Charlotte points to intelligence failings in the run up to the attack and the decision to keep the metro running after the earlier airport bombings.
There were government resignations and apologies in the aftermath, but that is not enough for many bereaved families and survivors.
“Culpability obviously essentially rests with those who committed the attacks, but certainly there’s a level of culpability by the Belgian state that I feel needs to be addressed,” says Charlotte.
As well as shining a light on how the authorities acted, Charlotte welcomes the opportunity to give a victim impact statement.
“Me being able to present a picture of David in court will give me some peace. It will give me something that will help me connect a sense of justice for him.”
She doesn’t want her partner remembered as just one of 32 victims.
“David was incredibly funny, the power he had to be able to connect to other people, to be able to bring joy to people’s lives – it’s like it’s the very polar opposite of the people in those boxes.”
That’s a reference to the glass boxes for the defendants in the specially constructed court at the former Nato headquarters where the trial will slowly play out over the next six months.

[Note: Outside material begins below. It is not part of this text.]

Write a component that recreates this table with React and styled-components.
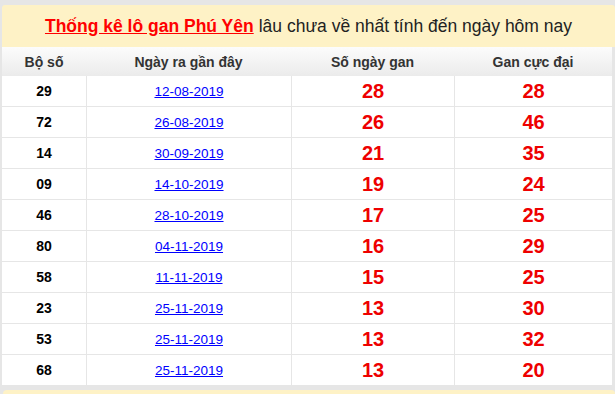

In September, the judge ruled the boxes should be reworked after defence lawyers argued they were like animal cages.
In all, the delayed trial is expected to cost up to 25 million euros ($25.9m; £21.5m).
In the greyness of the court and the grind of the legal process, Charlotte hopes her depiction of her David will provide some colour.
“I hope that joy stays with him. And I think maybe if I could bring to that place a sense of lightness and connection and love and happiness, then that’s got to be something, doesn’t it?”
In the course of this working on this story we discovered the bond Charlotte felt for Loubna was reciprocated.
When we had said our goodbyes to Mohamed, I asked if he was particularly attached to any of the other families of the victims.
“There was a British woman. She had a young boy and also lost her partner.”
When I explain we are also interviewing Charlotte and she is returning to his city for the trial a smile breaks out across his face.
Neither knows how they will react to the coming months but both hope to meet each other and reinforce the solidarity and spirit the terrorists unwittingly created.
“They’ve created a network of people that talk about cohesion and love and community,” says Charlotte.
“They destroyed some of us, but we come together and we’re stronger. You know what? Our message is stronger. And that’s why they won’t win.”